For the Blue Nile Falls, the best chance of seeing them full is the latter part of the wet season from July to first half of October. This is when the flow is generally at its strongest. If you’re visiting the falls during the dry season (from December to February), it will likely just be an underwhelming trickle.
How much time do you need
In our opinion, 2/3 days is plenty of time to see everything in and around Bahir Dar. Allow half to 1 day to visit Blue Nile Falls. 1 day on the lake and an extra day to see the town (if that interests you). If you’re short on time, you can combine a visit to the falls and lake into a day trip if you hire a guide with transport.
Blue Nile Falls – Essential information and tips
Visiting Blue Nile Falls was a slightly bizarre experience. After arriving at Tis Abay, we had really look for the ticket office. There were no signs and no ‘entrance gate’ or staff checking you had bought a ticket. If you’re going to DIY your visit here, we recommend the following:
- Check how full the falls will be during your planned visit. We have seen pictures of the falls at the end of the dry season and it they were pretty underwhelming. It’s a nice area to explore regardless though.
- Guides are not compulsory. But for about Birr300-400 per group they will provide you with lots of information and importantly prevent you from going the wrong way, like us!
- Speak to the ticket office for details on route to the falls. There were no maps available when we visited
- If going solo without a guide, make sure you have downloaded Maps.me so you have an offline map and don’t unintentionally get a little off track.
- Don’t be fooled by the name ‘Blue Nile.’ It’s certainly not blue. Soil erosion upstream means it’s full of sediment, and a far more appropriate name would be the ‘Brown Nile’!
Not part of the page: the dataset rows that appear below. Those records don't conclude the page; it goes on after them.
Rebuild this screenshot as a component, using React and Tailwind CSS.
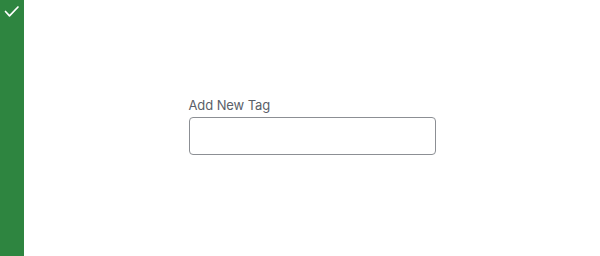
export default function App() {
  return (
    <div className="flex h-[256px] w-[600px] bg-white font-['Inter',sans-serif]">
      <div className="w-[24px] shrink-0 bg-[#2e8540]">
        <svg width="24" height="24" viewBox="0 0 24 24" fill="none">
          <path d="M5.5 11.5 L9.5 15.8 L18 7" stroke="white" strokeWidth="1.7" strokeLinecap="round" strokeLinejoin="round" />
        </svg>
      </div>
      <div className="flex flex-1 items-center justify-center">
        <div className="mb-[4px] flex w-[247px] flex-col">
          <label className="mb-[4px] text-[13px] leading-[16px] tracking-[-0.1px] text-[#5a6068]">Add New Tag</label>
          <input type="text" className="h-[38px] w-full rounded-[4px] border border-[#8c8f94] bg-white px-2 outline-none" />
        </div>
      </div>
    </div>
  );
}
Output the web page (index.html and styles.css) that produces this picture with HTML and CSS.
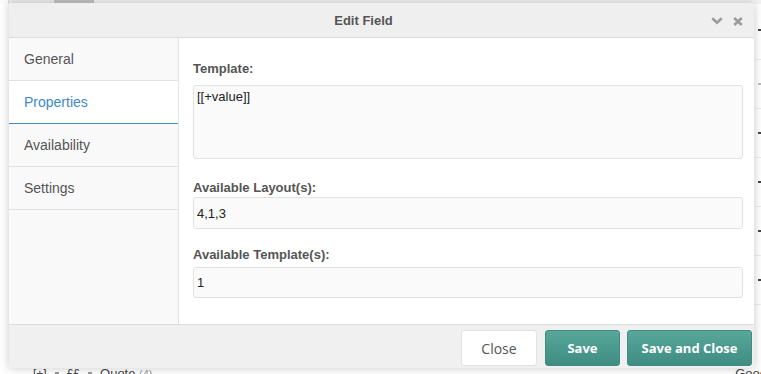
FILE: index.html
```html
<!DOCTYPE html>
<html>
<head>
<meta charset="utf-8">
<link rel="stylesheet" href="styles.css">
</head>
<body>
<div class="page">
  <div class="topstrip"><span class="ts-a"></span><span class="ts-b"></span><span class="ts-c"></span></div>
  <div class="sidecol">
    <div class="srow"><span class="mk"></span></div>
    <div class="srow"><span class="mk mk-lite"></span></div>
    <div class="srow"><span class="mk"></span></div>
    <div class="srow"><span class="mk"></span></div>
    <div class="srow"><span class="mk"></span></div>
    <div class="srow"><span class="mk"></span></div>
  </div>
  <div class="bottomrow">
    <span class="bi">[+]</span><span class="sq"></span><span class="bi">££</span><span class="sq"></span><span class="bq">Quote <em>(4)</em></span>
    <span class="good">Good</span>
  </div>
</div>

<div class="window">
  <div class="win-header">
    <div class="win-title">Edit Field</div>
    <div class="win-tools">
      <svg class="tool-chev" width="12" height="8" viewBox="0 0 12 8"><polyline points="1.3,1.3 6,5.8 10.7,1.3" fill="none" stroke="#9b9b9b" stroke-width="2.6"/></svg>
      <svg class="tool-x" width="10" height="9" viewBox="0 0 10 9"><path d="M1.2 1 L8.8 8 M8.8 1 L1.2 8" fill="none" stroke="#9b9b9b" stroke-width="2.6"/></svg>
    </div>
  </div>
  <div class="win-body">
    <nav class="tabs">
      <div class="tab">General</div>
      <div class="tab active">Properties</div>
      <div class="tab">Availability</div>
      <div class="tab">Settings</div>
    </nav>
    <div class="panel">
      <div class="field field-first">
        <label class="flabel lbl-template">Template:</label>
        <div class="textarea">[[+value]]</div>
      </div>
      <div class="field field-layout">
        <label class="flabel lbl-layout">Available Layout(s):</label>
        <div class="input input-tall">4,1,3</div>
      </div>
      <div class="field field-tpl">
        <label class="flabel lbl-tpl">Available Template(s):</label>
        <div class="input">1</div>
      </div>
    </div>
  </div>
  <div class="win-footer">
    <button class="btn btn-close">Close</button>
    <button class="btn btn-primary btn-save">Save</button>
    <button class="btn btn-primary btn-saveclose">Save and Close</button>
  </div>
</div>
</body>
</html>
```

FILE: styles.css
```css
html, body {
  margin: 0;
  padding: 0;
}
body {
  width: 761px;
  height: 374px;
  overflow: hidden;
  background: #ffffff;
  font-family: "Liberation Sans", Arial, sans-serif;
  position: relative;
}

/* background page */
.page {
  position: absolute;
  inset: 0;
}
.topstrip {
  display: flex;
  height: 4px;
  background: #f2f2f2;
}
.ts-a { width: 8px; background: #fbfbfb; border-right: 1px solid #dcdcdc; }
.ts-b { width: 45px; background: #ececec; }
.ts-c { width: 40px; background: #c2c2c2; }
.sidecol {
  position: absolute;
  left: 755px;
  top: 0;
  width: 6px;
  display: flex;
  flex-direction: column;
}
.srow {
  height: 49px;
  border-bottom: 1px solid #ececec;
  display: flex;
  align-items: center;
  padding-left: 3px;
  box-sizing: border-box;
}
.srow:first-child { height: 60px; }
.mk {
  width: 3px;
  height: 2px;
  background: #444;
}
.mk-lite { background: #bbb; }
.bottomrow {
  position: absolute;
  left: 33px;
  top: 366px;
  right: 0;
  display: flex;
  align-items: center;
  gap: 8px;
  font-size: 13px;
  color: #444;
}
.bi { font-size: 12px; }
.sq { width: 4px; height: 4px; background: #999; }
.bq em { font-style: normal; color: #999; font-size: 11px; }
.good { margin-left: auto; margin-right: -6px; }

/* window */
.window {
  position: absolute;
  left: 9px;
  top: 3px;
  width: 745px;
  height: 365px;
  display: flex;
  flex-direction: column;
  background: #fff;
  box-shadow: 0 0 9px rgba(0, 0, 0, 0.22);
}
.win-header {
  height: 34px;
  flex: none;
  display: flex;
  align-items: center;
  background: #efefef;
  border-bottom: 1px solid #dcdcdc;
}
.win-title {
  flex: 1;
  text-align: center;
  padding-left: 7px;
  font-size: 13px;
  font-weight: bold;
  color: #555;
}
.win-tools {
  display: flex;
  align-items: center;
  gap: 10px;
  padding-right: 11px;
  padding-top: 1px;
}
.tool-x { margin-top: 1px; }

.win-body {
  flex: 1;
  display: flex;
  min-height: 0;
}
.tabs {
  width: 169px;
  flex: none;
  background: #f9f9f9;
  border-right: 1px solid #e3e3e3;
}
.tab {
  height: 42px;
  line-height: 42px;
  border-bottom: 1px solid #e2e2e2;
  padding-left: 15px;
  font-size: 14px;
  color: #555;
}
.tab.active {
  background: #fff;
  color: #3d8ac4;
  border-bottom-color: #4a8cbf;
}
.panel {
  flex: 1;
  padding: 23px 11px 0 14px;
}
.flabel {
  display: block;
  font-size: 13px;
  line-height: 16px;
  font-weight: bold;
  color: #555;
}
.lbl-template { margin-bottom: 8px; }
.field-layout { margin-top: 21px; }
.lbl-layout { margin-bottom: 1px; }
.field-tpl { margin-top: 18px; }
.lbl-tpl { margin-bottom: 4px; }

.textarea, .input {
  box-sizing: border-box;
  background: #fafafa;
  border: 1px solid #e1e1e1;
  border-radius: 3px;
  font-size: 13px;
  color: #222;
  padding-left: 3px;
}
.textarea {
  height: 74px;
  padding-top: 3px;
  line-height: 16px;
}
.input {
  height: 31px;
  display: flex;
  align-items: center;
}
.input-tall { height: 32px; }

.win-footer {
  height: 44px;
  flex: none;
  box-sizing: border-box;
  border-top: 1px solid #dcdcdc;
  background: #f0f0f0;
  display: flex;
  justify-content: flex-end;
  align-items: flex-start;
  padding: 5px 2px 0 0;
  gap: 8px;
}
.btn {
  height: 36px;
  box-sizing: border-box;
  border-radius: 3px;
  font-family: "Open Sans", "Liberation Sans", sans-serif;
  font-size: 14px;
  padding: 0;
  cursor: pointer;
}
.btn-close {
  width: 76px;
  background: #fff;
  border: 1px solid #e3e3e3;
  color: #555;
}
.btn-primary {
  border: 1px solid #3f8c81;
  background: linear-gradient(#58a79b, #3f8d82);
  color: #fff;
  font-weight: bold;
  font-size: 13px;
}
.btn-save { width: 75px; }
.btn-saveclose { width: 125px; margin-left: -1px; }
```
- Locals may offer to take you to the falls (or harass you). Don’t expect this to be free. They can get quite nasty if you refuse to pay or don’t pay them what they demand.
Lake Tana – Essential information and tips
The Lake Tana Island Church/Monasteries boat trips gets a lot of very mixed feedback. We recommend establishing exactly what’s included before you book. If you book through your accommodation, you will probably pay more than booking direct with a boatman. However, this may ensure a smoother excursion. If you book directly with a boatman, the price you pay will come down to your negotiation skills. The recurring criticism of these excursions were that they were:
- Overpriced, overrated and over touristy
- Entry into each church was an additional cost, but sold as included in the overall trip cost
- Trips were sold as ‘full’ or ‘half’ day excursions, but are often considerably shorter
- Things that people thought they were going to see were often bypassed
- Passengers often pay significantly different prices, leaving some feeling ripped off
If it’s wildlife you interested in, you can easily negotiate private trips out on the lake for a fraction of the price of the island trips.
- Antibacterial handwash
- Decent reusable water bottle(s). By bringing a couple of decent-sized reusable water bottles, you can minimize the impact you have on your travels.
- Quick-dry travel towel
- Some people are content with just seeing wildlife. But if like us you have a passion for wildlife photography, we highly recommend taking a decent zoom lens. We shoot the majority of our wildlife pics with a Canon 100-400mm.
- A good wide angle lens is highly recommended.